Crashing Stock Markets Can Provide Opportunity For Longer Term Gains. But Do You


Sir John Templeton was a twentieth century American-born British investor, banker and fund manager. He entered the mutual fund market and created the Templeton Growth Fund, which averaged growth over 15 percent per year for 38 years. He once said, “To buy when others are despondently selling and to sell when others are avidly buying requires the greatest fortitude.” Warren Buffett also once said that it is wise for investors to be “fearful when others are greedy, and greedy when others are fearful.”

Easier said than done, I hear you say. How do you keep your head around you when everyone is losing theirs? Thinking contrarian has always been a great strategy and one which I have employed extensively over the years. Naturally, to be honest. Thinking differently to the crowd requires patience, discipline, and very little emotion. These are traits that sometimes have to be wired (or indeed forced) into your brain. Especially when you are losing money. Considering every asset class is down, it will pay to be less emotional, have endless patience and more discipline than ever.
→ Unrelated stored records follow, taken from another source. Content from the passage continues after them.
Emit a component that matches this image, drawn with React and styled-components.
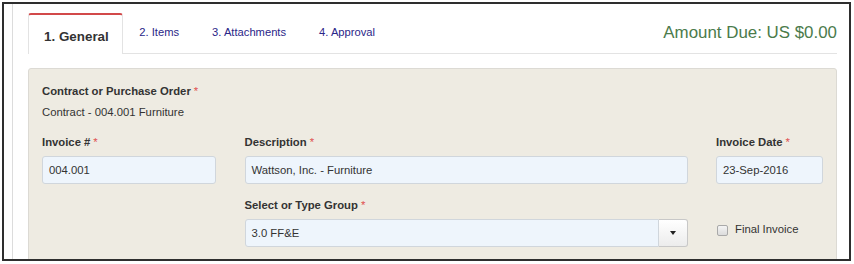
import React from "react";
import styled, { createGlobalStyle } from "styled-components";

const Global = createGlobalStyle`
  html, body { margin: 0; padding: 0; background: #fff; }
  body { font-family: "Liberation Sans", Arial, sans-serif; }
  * { box-sizing: border-box; }
`;

const Frame = styled.div`
  margin: 2px 0 0 2px;
  width: 849px;
  height: 259px;
  border: 2px solid #2e2e2e;
  overflow: hidden;
  background: #fff;
`;

const Container = styled.div`
  margin-left: 8px;
  height: 100%;
  border-left: 1px solid #dcdcdc;
  padding: 9px 12px 0 15px;
`;

const TabBar = styled.div`
  display: flex;
  align-items: flex-end;
  height: 41px;
  border-bottom: 1px solid #e3e3e3;
`;

const Tab = styled.div`
  height: ${(p) => (p.$active ? "41px" : "40px")};
  display: flex;
  align-items: center;
  padding: ${(p) => (p.$active ? "3px 13px 0 15px" : "0 16.5px 2px")};
  font-size: ${(p) => (p.$active ? "13.4px" : "11.2px")};
  font-weight: ${(p) => (p.$active ? "bold" : "normal")};
  color: ${(p) => (p.$active ? "#333" : "#2a2688")};
  background: ${(p) => (p.$active ? "#fff" : "transparent")};
  border: ${(p) => (p.$active ? "1px solid #e3e3e3" : "none")};
  border-top: ${(p) => (p.$active ? "2px solid #d2494a" : "none")};
  border-bottom: none;
  border-radius: 3px 3px 0 0;
  margin-bottom: ${(p) => (p.$active ? "-1px" : "0")};
`;

const Amount = styled.div`
  margin-left: auto;
  align-self: center;
  font-size: 16.9px;
  color: #4b7b4b;
  margin-top: 0;
`;

const Panel = styled.div`
  margin-top: 14px;
  height: 220px;
  background: #eeebe2;
  border: 1px solid #dcdad4;
  border-radius: 3px 3px 0 0;
  padding: 15px 13px 0 13px;
`;

const Label = styled.div`
  font-size: 11.3px;
  line-height: 14px;
  font-weight: bold;
  color: #333;
  white-space: nowrap;
`;

const Req = styled.span`
  color: #e05050;
  font-weight: normal;
  margin-left: 3px;
`;

const Static = styled.div`
  font-size: 11.3px;
  line-height: 14px;
  color: #333;
  margin-top: 7px;
`;

const Grid = styled.div`
  display: grid;
  grid-template-columns: 174px 443px 107px;
  column-gap: 28.5px;
  margin-top: 16px;
`;

const Field = styled.div`
  display: flex;
  flex-direction: column;
  gap: 7px;
  grid-column: ${(p) => p.$col || "auto"};
  margin-top: ${(p) => p.$mt || 0}px;
`;

const Input = styled.div`
  height: 28px;
  background: #eef5fc;
  border: 1px solid #d0d6dc;
  border-radius: ${(p) => (p.$joined ? "3px 0 0 3px" : "3px")};
  display: flex;
  align-items: center;
  padding-left: 6px;
  font-size: 11.3px;
  color: #333;
  flex: ${(p) => (p.$joined ? "1" : "none")};
`;

const Combo = styled.div`
  display: flex;
  height: 28px;
`;

const DropBtn = styled.div`
  width: 29px;
  height: 28px;
  border: 1px solid #c8c8c8;
  border-left: none;
  border-radius: 0 3px 3px 0;
  background: linear-gradient(#ffffff, #ececec);
  display: flex;
  align-items: center;
  justify-content: center;
`;

const Caret = styled.span`
  width: 0;
  height: 0;
  border-left: 3.5px solid transparent;
  border-right: 3.5px solid transparent;
  border-top: 4px solid #222;
`;

const CheckRow = styled.div`
  display: flex;
  align-items: center;
  gap: 7px;
  height: 20px;
  margin-top: 21px;
  padding-left: 1px;
  font-size: 11.3px;
  color: #333;
`;

const Box = styled.span`
  width: 11px;
  height: 11px;
  border: 1px solid #a9a9a9;
  border-radius: 2px;
  background: linear-gradient(#f4f4f4, #dcdcdc);
  margin-top: 2px;
`;

export default function App() {
  return (
    <>
      <Global />
      <Frame>
        <Container>
          <TabBar>
            <Tab $active>1. General</Tab>
            <Tab>2. Items</Tab>
            <Tab>3. Attachments</Tab>
            <Tab>4. Approval</Tab>
            <Amount>Amount Due: US $0.00</Amount>
          </TabBar>
          <Panel>
            <Label>
              Contract or Purchase Order<Req>*</Req>
            </Label>
            <Static>Contract - 004.001 Furniture</Static>
            <Grid>
              <Field>
                <Label>
                  Invoice #<Req>*</Req>
                </Label>
                <Input>004.001</Input>
              </Field>
              <Field>
                <Label>
                  Description<Req>*</Req>
                </Label>
                <Input>Wattson, Inc. - Furniture</Input>
              </Field>
              <Field>
                <Label>
                  Invoice Date<Req>*</Req>
                </Label>
                <Input>23-Sep-2016</Input>
              </Field>
              <Field $col="2" $mt={14}>
                <Label>
                  Select or Type Group<Req>*</Req>
                </Label>
                <Combo>
                  <Input $joined>3.0 FF&amp;E</Input>
                  <DropBtn>
                    <Caret />
                  </DropBtn>
                </Combo>
              </Field>
              <Field $mt={14}>
                <CheckRow>
                  <Box />
                  Final Invoice
                </CheckRow>
              </Field>
            </Grid>
          </Panel>
        </Container>
      </Frame>
    </>
  );
}
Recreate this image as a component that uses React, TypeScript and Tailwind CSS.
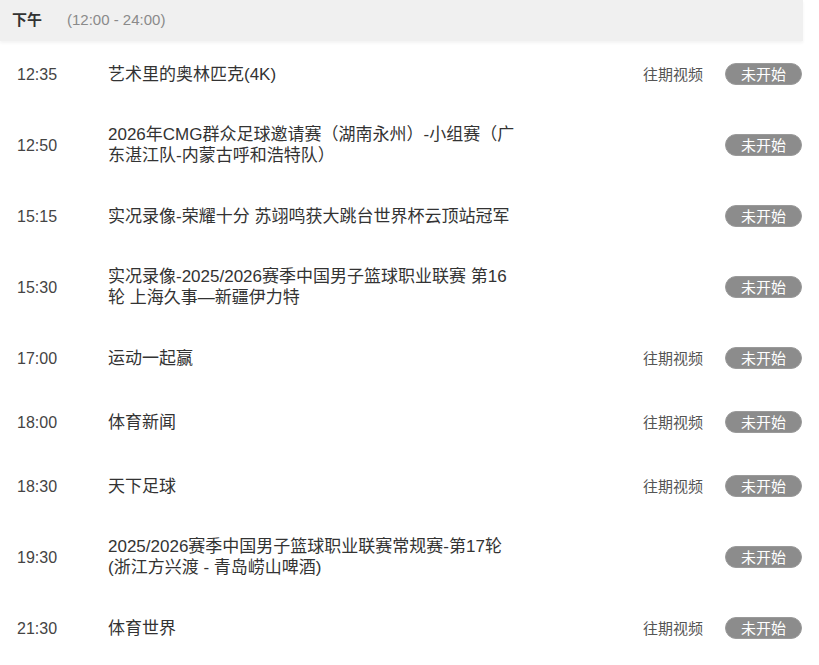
import React from "react";

type Row = { time: string; title: string; past: boolean };

const rows: Row[] = [
  { time: "12:35", title: "艺术里的奥林匹克(4K)", past: true },
  { time: "12:50", title: "2026年CMG群众足球邀请赛（湖南永州）-小组赛（广东湛江队-内蒙古呼和浩特队）", past: false },
  { time: "15:15", title: "实况录像-荣耀十分 苏翊鸣获大跳台世界杯云顶站冠军", past: false },
  { time: "15:30", title: "实况录像-2025/2026赛季中国男子篮球职业联赛 第16轮 上海久事—新疆伊力特", past: false },
  { time: "17:00", title: "运动一起赢", past: true },
  { time: "18:00", title: "体育新闻", past: true },
  { time: "18:30", title: "天下足球", past: true },
  { time: "19:30", title: "2025/2026赛季中国男子篮球职业联赛常规赛-第17轮(浙江方兴渡 - 青岛崂山啤酒)", past: false },
  { time: "21:30", title: "体育世界", past: true },
];

const font = { fontFamily: '"Liberation Sans", "Noto Sans CJK SC", sans-serif' };

export default function App() {
  return (
    <div className="w-[819px] h-[665px] bg-white overflow-hidden" style={font}>
      <div className="w-[803px]">
        <div className="h-[41px] bg-[#f0f0f0] flex items-center shadow-[0_2px_3px_rgba(0,0,0,0.05)]">
          <span className="pl-[12px] w-[67px] text-[15px] font-bold text-[#333]">下午</span>
          <span className="text-[15px] text-[#8a8a8a]">(12:00 - 24:00)</span>
        </div>
        <div className="pt-[1px]">
          {rows.map((r) => (
            <div key={r.time} className="flex items-center py-[18px] min-h-[64px]">
              <div className="w-[108px] pl-[17px] text-[16px] text-[#444] leading-[21px]">{r.time}</div>
              <div className="w-[410px] text-[17px] text-[#333] leading-[21px]">{r.title}</div>
              <div className="ml-auto flex items-center gap-[22px] pr-[1px]">
                {r.past && <span className="text-[15px] text-[#555] leading-[21px]">往期视频</span>}
                <span className="w-[77px] h-[22px] rounded-full bg-[#8c8c8c] border border-[#9a9a9a] text-white text-[15px] flex items-center justify-center leading-none">
                  未开始
                </span>
              </div>
            </div>
          ))}
        </div>
      </div>
    </div>
  );
}
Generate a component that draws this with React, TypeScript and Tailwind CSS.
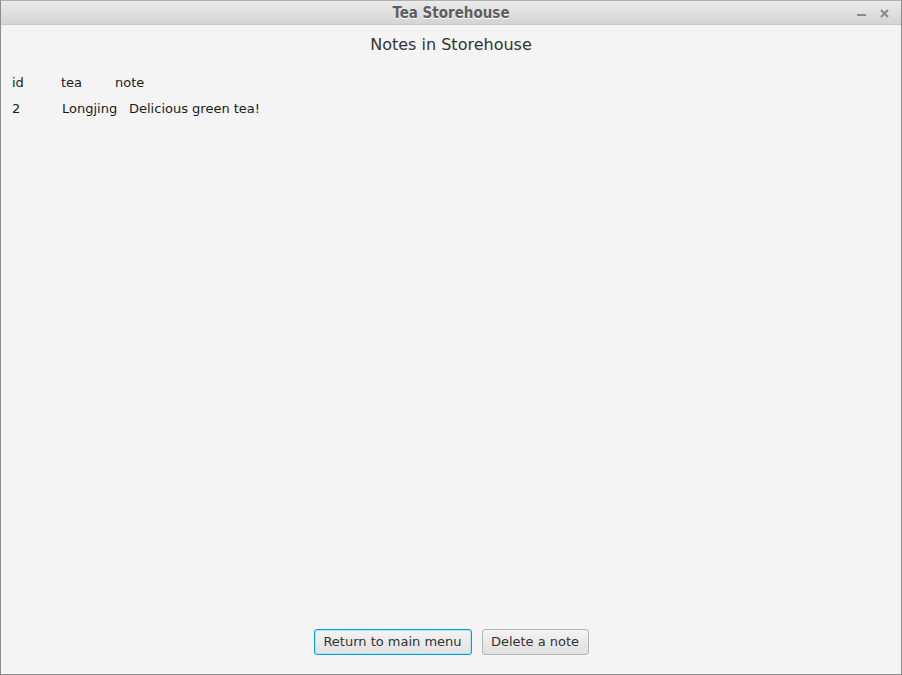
import React from "react";

function TitleBar() {
  return (
    <div className="relative h-[24px] flex items-center justify-center bg-gradient-to-b from-[#ebebeb] to-[#d4d4d4] border-b border-[#c8c8c8] rounded-t-[3px]">
      <span className="mt-[2px] text-[15px] font-bold text-[#5e5e5e] [text-shadow:0_1px_0_#ffffff] [font-family:'DejaVu_Sans_Condensed','DejaVu_Sans',sans-serif]">
        Tea Storehouse
      </span>
      <div className="absolute right-[12px] top-0 h-full flex items-center gap-[14px] text-[#8a8a8a]">
        <div className="w-[9px] h-[2px] bg-[#8a8a8a] mt-[4px]" />
        <svg width="9" height="9" viewBox="0 0 9 9" className="mt-[1px]">
          <path d="M1 1 L8 8 M8 1 L1 8" stroke="#8a8a8a" strokeWidth="2" />
        </svg>
      </div>
    </div>
  );
}

function App() {
  return (
    <div className="w-[902px] h-[675px] bg-[#f4f4f4] border border-[#8c8c8c] border-t-[#b0b0b0] flex flex-col text-[#1a1a1a] [font-family:'DejaVu_Sans',sans-serif] overflow-hidden">
      <TitleBar />
      <div className="flex-1 flex flex-col">
        <h1 className="text-center text-[16px] text-[#333] mt-[10px] leading-[20px]">Notes in Storehouse</h1>
        <div className="mt-[20px] pl-[11px] text-[13px] leading-[16px]">
          <div className="flex">
            <span className="w-[49px]">id</span>
            <span className="w-[54px]">tea</span>
            <span>note</span>
          </div>
          <div className="flex mt-[10px]">
            <span className="w-[50px]">2</span>
            <span className="w-[67px]">Longjing</span>
            <span>Delicious green tea!</span>
          </div>
        </div>
        <div className="flex-1" />
        <div className="flex justify-center gap-[10px] mb-[19px] text-[13px] text-[#333]">
          <button className="w-[158px] h-[26px] rounded-[3px] border border-[#039ed3] bg-gradient-to-b from-[#f3f3f3] to-[#e2e2e2] shadow-[inset_0_0_0_1px_#b8e3f5]">
            Return to main menu
          </button>
          <button className="w-[107px] h-[26px] rounded-[3px] border border-[#b5b5b5] bg-gradient-to-b from-[#f3f3f3] to-[#e0e0e0]">
            Delete a note
          </button>
        </div>
      </div>
    </div>
  );
}

export default App;
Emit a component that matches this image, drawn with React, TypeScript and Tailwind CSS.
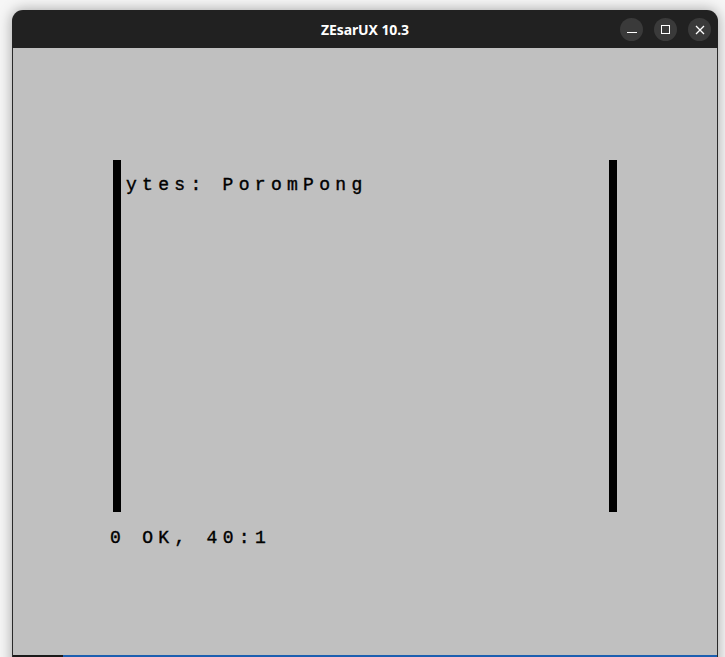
import React from 'react';

const spectrumFont = {
  fontFamily: '"Liberation Mono", "DejaVu Sans Mono", monospace',
};

const TitleButton: React.FC<{ children: React.ReactNode }> = ({ children }) => (
  <div className="w-[23px] h-[23px] rounded-full bg-[#3a3a3a] flex items-center justify-center">
    {children}
  </div>
);

const App: React.FC = () => {
  return (
    <div className="w-[725px] h-[657px] overflow-hidden bg-[#f6f6f6] pt-[10px] pl-[12px]">
      <div className="w-[706px] h-[660px] rounded-t-[11px] bg-[#212121] shadow-[0_0_14px_rgba(0,0,0,0.35)] flex flex-col overflow-hidden">
        {/* barra de título */}
        <div className="h-[38px] relative flex items-center justify-center shrink-0">
          <span
            className="text-white text-[14px] font-bold tracking-[-0.1px]"
            style={{ fontFamily: '"Noto Sans", "Open Sans", sans-serif' }}
          >
            ZEsarUX 10.3
          </span>
          <div className="absolute right-[7px] top-[8px] flex gap-[11px]">
            <TitleButton>
              <div className="w-[10px] h-[1px] bg-white mt-[5px]" />
            </TitleButton>
            <TitleButton>
              <div className="w-[9px] h-[9px] border border-white" />
            </TitleButton>
            <TitleButton>
              <svg width="10" height="10" viewBox="0 0 10 10">
                <path d="M1 1 L9 9 M9 1 L1 9" stroke="white" strokeWidth="1.3" />
              </svg>
            </TitleButton>
          </div>
        </div>

        {/* pantalla */}
        <div className="flex-1 bg-[#c0c0c0] border-x border-[#2a2a2a] flex flex-col">
          <div className="flex pl-[100px] pt-[112px]">
            <div className="w-[8px] h-[352px] bg-black" />
            <div className="w-[488px]">
              <div
                className="mt-[16px] ml-[5px] text-black text-[18px] leading-[18px] tracking-[5.3px] whitespace-pre [-webkit-text-stroke:0.4px_black]"
                style={spectrumFont}
              >
                ytes: PoromPong
              </div>
            </div>
            <div className="w-[8px] h-[352px] bg-black" />
          </div>
          <div
            className="mt-[17px] pl-[97px] text-black text-[18px] leading-[18px] tracking-[5.3px] whitespace-pre [-webkit-text-stroke:0.4px_black]"
            style={spectrumFont}
          >
            0 OK, 40:1
          </div>

          {/* franja inferior */}
          <div className="mt-[108px] h-[3px] flex shrink-0">
            <div className="w-[50px] bg-[#1a1a1a]" />
            <div className="flex-1 bg-[#1c5fb0]" />
          </div>
        </div>
      </div>
    </div>
  );
};

export default App;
Testing times with investing. For all of us. Including myself. But I’ve been here before.

Way back in early 2009, and the last really terrible market in my 35 years of financial memory, the world was imploding. Through 2007-2009, what was known as the “‘financial crisis” actually began years earlier with cheap credit that fueled a housing bubble, which consequently collapsed – costing people jobs, savings, and their homes. Big institutions like Bear Stearns and Lehman Brothers, known for their risk-taking, also collapsed as they held onto large positions in subprime and other lower-rated mortgage tranches when securitizing the underlying mortgages which people just couldn’t pay anymore and started to default on. Stock markets were getting hit.

The two-month period from January 1-February 27, 2009 represented the worst start to a year in the history of the S&P 500, with a drop of nearly 19 percent. By March 2, the Dow had dropped more than 50 percent from its October 2007 high. The decline has been compared to that of the 1929 Great Depression, which was 53 percent between September 1929 and March 1931. It was a mess.

Be Contrarian

I’ve always had a contrarian head about me. I’ve never been the mainstream and consequently I never get involved in fads or trends (sometimes to my detriment), but in March 2009, I had been watching the markets collapsing and felt that this had to end at some point. I needed a trigger and it was something out of nowhere which proved to be one. Stocks were getting cheap and I had the benefit of some smart analysts around me to help with valuations. It appeared that some of the great companies were selling for a lot lower than they were actually worth. The economy was in full-blown recession. Bankers and banks were blamed for taking big bonuses and sucking the consumer dry. The world was in turmoil. The markets had not seen anything like this since the September 11 attacks. Unemployment reached 10 percent. About 4 million Americans lost their homes to foreclosures, which were up 81 percent in 2008 and 225 percent compared to 2006. News couldn’t have been worse. The question for me was, where does this end?

I was reading Barron’s newspaper one Saturday morning in March 2009 and I opened the front page. I cannot remember specifically the title of the article, but it was a piece speaking about the turmoil in markets. The whole paper was full of bad news, in fact. I remember one distinct line that said, “…the small investor is selling.” A lightbulb went on. I knew from experience (and particularly the experience of the dot com bubble in 2000) that the small investor is always the last to get in and the last to get out. This was the opportunity I had been waiting for. I identified what I wanted to buy on my watchlist and ranked them 1-10, 1 being my highest conviction. On a separate note which we wont dig on the details, I went to the wife and asked about remortgaging the house to invest in stocks as this was an opportunity of a lifetime. I received a quick “no,” so that was the end of that. Anyway, on the following Monday, I was filling my boots with stocks that I believed were worth at least 100 percent more than what I was paying. Many of them…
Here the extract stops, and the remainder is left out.